Die Ursprünge des Fastens liegen vermutlich, zumindest in unseren Breitengraden, in der unangenehmen Tatsache, dass die Lebensmittel gegen Ende des lebensfeindlichen Winters knapp wurden. Der erzwungene Nahrungsverzicht liess sich mit einer spirituellen Deutung möglicherweise leichter ertragen; beispielsweise als Zeit der Reinigung vor der Wiedergeburt der Natur im Frühling.
Das Christentum mit seiner Fastenzeit vor Ostern – dem Fest der Auferstehung Christi – erinnert stark an diese Symbolik. Aber auch bei den Baha'i gibt es eine Fastenzeit im Frühjahr, die unmittelbar vor dem astronomischen Frühlingsanfang mit dem Nouruz-Fest endet.
Bei den Katholiken dauert die Fastenzeit vor Ostern 40 Tage. Dieser Zeitraum, griechisch Tessarakoste, lateinisch Quadragesima genannt, ist durch die 40 Fasttage inspiriert, die Jesus selber in der Wüste verbracht haben soll. Die Zahl 40 spielt auch sonst eine wichtige Rolle: Elias wanderte 40 Tage zum Berg Horeb, Moses blieb 40 Tage auf dem Berg Sinai und die Israeliten zogen 40 Jahre durch die Wüste.

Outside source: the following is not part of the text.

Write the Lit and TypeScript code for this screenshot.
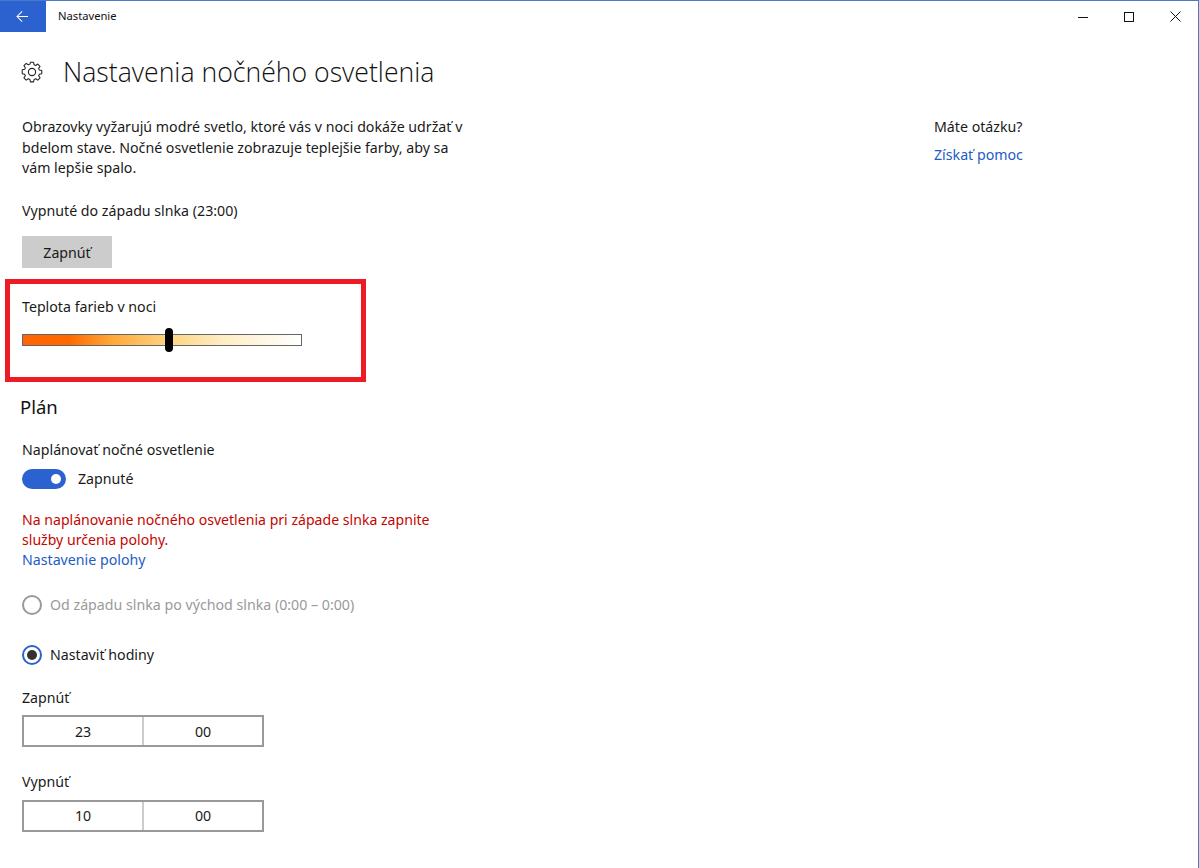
import { LitElement, html, css } from "lit";
import { customElement } from "lit/decorators.js";

@customElement("app-root")
export class AppRoot extends LitElement {
  static styles = css`
    :host { display: block; width: 1199px; height: 868px; overflow: hidden; background: #fff; box-sizing: border-box;
      border-top: 1px solid #4a79c9; border-right: 1px solid #4a79c9;
      font-family: "Noto Sans", "Open Sans", sans-serif; font-size: 14.2px; color: #1a1a1a; }
    .titlebar { display: flex; align-items: center; height: 31px; }
    .back { width: 46px; height: 31px; background: #2b62cf; display: flex; align-items: center; justify-content: center; }
    .back svg { margin-right: 2px; }
    .apptitle { font-size: 11.2px; margin-left: 12px; padding-bottom: 2px; color: #111; }
    .winbtns { margin-left: auto; display: flex; }
    .winbtn { width: 46px; height: 31px; display: flex; align-items: center; justify-content: center; }
    .head { display: flex; align-items: center; height: 40px; margin-top: 20px; padding-left: 21px; }
    .head svg { display: block; }
    h1 { margin: 0 0 0 20px; font-size: 26.65px; font-weight: 300; font-family: "Open Sans", sans-serif; color: #111; white-space: nowrap; }
    .cols { display: flex; margin-top: 25px; }
    .left { width: 934px; padding-left: 22px; box-sizing: border-box; }
    p { margin: 0; line-height: 20.5px; white-space: nowrap; }
    .status { margin-top: 22px; }
    .btn { margin-top: 15px; width: 90px; height: 32px; background: #ccc; display: flex; align-items: center; justify-content: center; }
    .redbox { margin: 11px 0 0 -17px; width: 361px; height: 103px; box-sizing: border-box; border: 5px solid #ed1c24; padding: 13px 0 0 12px; }
    .redbox p { line-height: 20px; }
    .track { position: relative; margin-top: 17px; width: 280px; height: 12px; box-sizing: border-box; border: 1px solid #666;
      background: linear-gradient(to right, #ff6400 0, #ff6a00 17%, #ffa83a 32%, #ffd47f 52%, #ffedc5 72%, #ffffff 100%); }
    .thumb { position: absolute; left: 142px; top: -7px; width: 8px; height: 24px; border-radius: 4px; background: #000; }
    h2 { margin: 13px 0 0 -2px; font-size: 18.5px; font-weight: 400; line-height: 24px; color: #111; }
    .sched { margin-top: 21px; }
    .toggle-row { display: flex; align-items: center; margin-top: 7px; height: 22px; }
    .toggle { width: 44px; height: 20px; border-radius: 10px; background: #2b62cf; display: flex; align-items: center; justify-content: flex-end; padding-right: 5px; box-sizing: border-box; }
    .knob { width: 10px; height: 10px; border-radius: 50%; background: #fff; }
    .toggle-row span { margin-left: 12px; }
    .err { margin-top: 20px; color: #c50500; line-height: 20px; font-size: 14.1px; }
    .link { color: #1e5bc6; line-height: 20px; }
    .radio { display: flex; align-items: center; height: 22px; }
    .radio span { margin-left: 8px; }
    .r1 { margin-top: 24px; color: #9a9a9a; }
    .r2 { margin-top: 28px; }
    .circ { width: 20px; height: 20px; border-radius: 50%; box-sizing: border-box; border: 2px solid #999; display: flex; align-items: center; justify-content: center; }
    .circ.on { border-color: #2b62cf; }
    .dot { width: 10px; height: 10px; border-radius: 50%; background: #333; }
    .lab { margin-top: 22px; }
    .lab2 { margin-top: 25px; }
    .time { display: flex; margin-top: 7px; width: 242px; height: 32px; box-sizing: border-box; border: 2px solid #999; }
    .time div { flex: 1; display: flex; align-items: center; justify-content: center; }
    .time div + div { border-left: 2px solid #ccc; }
    .help { margin-top: 7px; }
  `;

  render() {
    return html`
      <div class="titlebar">
        <div class="back">
          <svg width="13" height="13" viewBox="0 0 14 14" fill="none" stroke="#fff" stroke-width="1.1"><path d="M13 7H1.2M6.6 1.5 1.1 7l5.5 5.500"/></svg>
        </div>
        <div class="apptitle">Nastavenie</div>
        <div class="winbtns">
          <div class="winbtn"><svg width="10" height="10" viewBox="0 0 10 10" stroke="#111" fill="none"><path d="M0 5.5h10"/></svg></div>
          <div class="winbtn"><svg width="10" height="10" viewBox="0 0 10 10" stroke="#111" fill="none"><rect x=".5" y=".5" width="9" height="9"/></svg></div>
          <div class="winbtn"><svg width="11" height="11" viewBox="0 0 11 11" stroke="#111" fill="none"><path d="M.5.5l10 10M10.500.5l-10 10"/></svg></div>
        </div>
      </div>
      <div class="head">
        <svg width="22" height="22" viewBox="0 0 22 22" fill="none" stroke="#222" stroke-width="1.1" stroke-linejoin="round">
          <circle cx="11" cy="11" r="3.6"/>
          <path d="M9.300 1.800h3.400l.5 2.600 1.700.7 2.200-1.500 2.400 2.400-1.500 2.200.7 1.700 2.600.5v3.400l-2.600.5-.7 1.700 1.500 2.200-2.400 2.400-2.200-1.500-1.700.7-.5 2.600H9.300l-.5-2.600-1.700-.7-2.200 1.500-2.400-2.400 1.500-2.200-.7-1.700-2.600-.5V9.700l2.600-.5.7-1.700-1.500-2.200 2.400-2.400 2.200 1.500 1.700-.7z" transform="translate(11 11) scale(.95) translate(-11 -12)"/>
        </svg>
        <h1>Nastavenia nočného osvetlenia</h1>
      </div>
      <div class="cols">
        <div class="left">
          <p>Obrazovky vyžarujú modré svetlo, ktoré vás v noci dokáže udržať v<br>bdelom stave. Nočné osvetlenie zobrazuje teplejšie farby, aby sa<br>vám lepšie spalo.</p>
          <p class="status">Vypnuté do západu slnka (23:00)</p>
          <div class="btn">Zapnúť</div>
          <div class="redbox">
            <p>Teplota farieb v noci</p>
            <div class="track"><div class="thumb"></div></div>
          </div>
          <h2>Plán</h2>
          <p class="sched">Naplánovať nočné osvetlenie</p>
          <div class="toggle-row"><div class="toggle"><div class="knob"></div></div><span>Zapnuté</span></div>
          <p class="err">Na naplánovanie nočného osvetlenia pri západe slnka zapnite<br>služby určenia polohy.</p>
          <p class="link">Nastavenie polohy</p>
          <div class="radio r1"><div class="circ"></div><span>Od západu slnka po východ slnka (0:00 – 0:00)</span></div>
          <div class="radio r2"><div class="circ on"><div class="dot"></div></div><span>Nastaviť hodiny</span></div>
          <p class="lab">Zapnúť</p>
          <div class="time"><div>23</div><div>00</div></div>
          <p class="lab2">Vypnúť</p>
          <div class="time"><div>10</div><div>00</div></div>
        </div>
        <div>
          <p>Máte otázku?</p>
          <p class="link help">Získať pomoc</p>
        </div>
      </div>
    `;
  }
}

Die Fastenzeit beginnt mit dem Aschermittwoch und endet am Karsamstag. Wer sich die Mühe nimmt, die Tage zu zählen, wird feststellen, dass es nicht 40 sind. Das liegt daran, dass die Sonntage vom Fasten ausgenommen sind und der Erholung dienen.

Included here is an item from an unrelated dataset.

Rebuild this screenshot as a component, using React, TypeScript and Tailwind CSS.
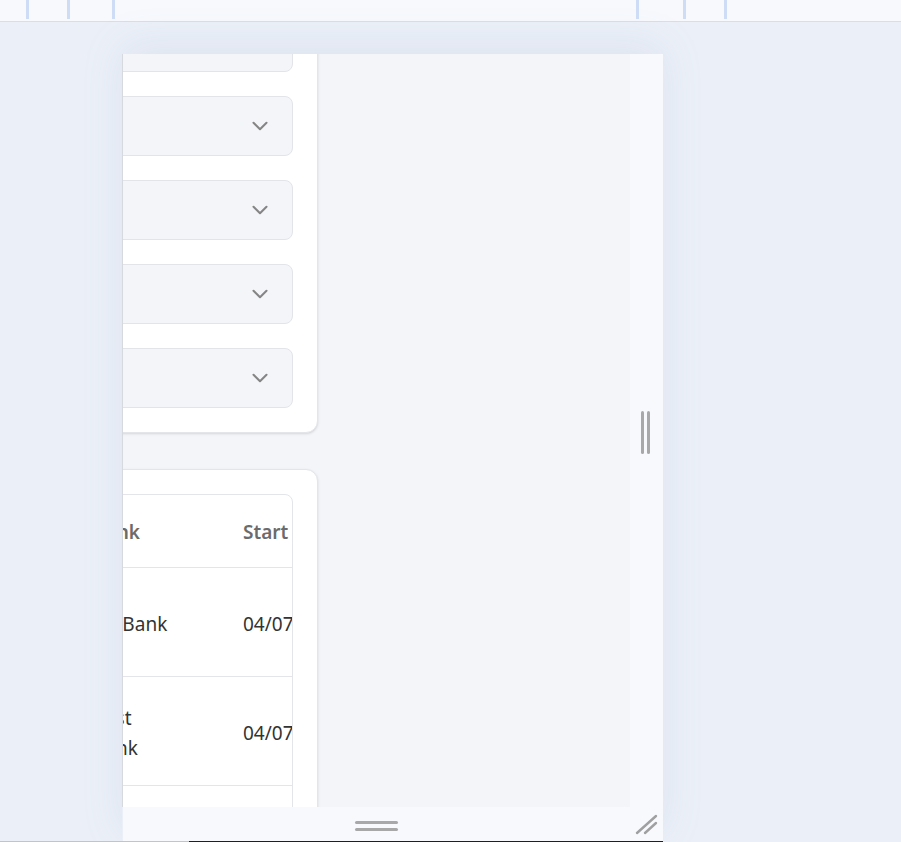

Ohnehin ist das christliche Fasten nicht allzu streng: Seit den 60er Jahren sind nur noch der Aschermittwoch und der Karfreitag strenge Fast- und Abstinenztage. Überdies wird nicht generell auf Nahrung verzichtet, sondern oft nur auf bestimmte Speisen wie Fleisch. Der Verzicht kann sich auch auf andere Genüsse oder Gewohnheiten erstrecken, zum Beispiel Internet oder Fernsehen.

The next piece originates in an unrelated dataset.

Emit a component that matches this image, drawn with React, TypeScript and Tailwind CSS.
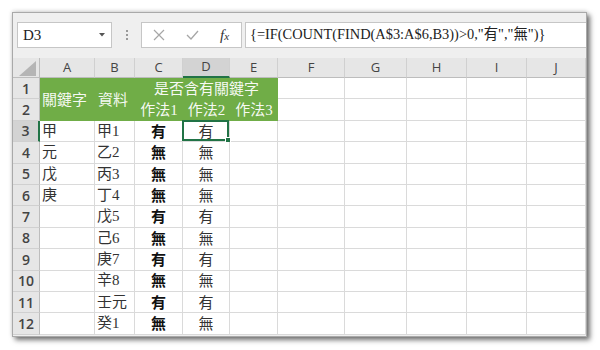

Auch die Muslime kennen eine Fastenzeit: Im Fastenmonat Ramadan, dem neunten Monat des islamischen Mondkalenders, dürfen die Gläubigen von der Morgendämmerung bis zum Sonnenuntergang weder essen noch trinken. Auch rauchen oder Sex ist verboten. Von der Pflicht zum Fasten sind Kinder, Schwangere, Kranke und Reisende ausgenommen.
Nach Sonnenuntergang wird das Fasten traditionell mit einer ungeraden Anzahl von Datteln und etwas Wasser gebrochen; oft wird danach besonders gutes Essen gereicht. Der Ramadan endet mit dem Fest des Fastenbrechens (Eid al-Fitr).
Das islamische Fasten, eine der fünf Säulen des Islam, ist streng. In manchen islamischen Ländern ist es im Strafgesetzbuch vorgeschrieben; so steht in Marokko auf öffentliches Fastenbrechen Gefängnis bis zu sechs Monaten. Dagegen regt sich in den letzten Jahren Widerstand: Besonders im Maghreb teilen Jugendliche Bilder in den Social Media, auf denen sie essen, trinken und rauchen.
Das Judentum kennt keine längere Fastenzeit, sondern mehrere Fasttage im Ablauf des Jahres. An diesen Tagen wird während 24 oder gar 25 Stunden auf jegliche Nahrungsaufnahme verzichtet. Am wichtigsten ist der Versöhnungstag Jom Kippur, der höchste Feiertag im jüdischen Kalender. An diesem Tag fasten oft auch weniger religiöse Juden.
Im Buddhismus gibt es ebenfalls keine eigentliche Fastenzeit. Fasten gilt als Teil der Askese, bei der jedoch nicht kompletter Verzicht geübt werden sollte. Übersteigerte Askese betrachten die Buddhisten ebenso als extrem wie Genusssucht.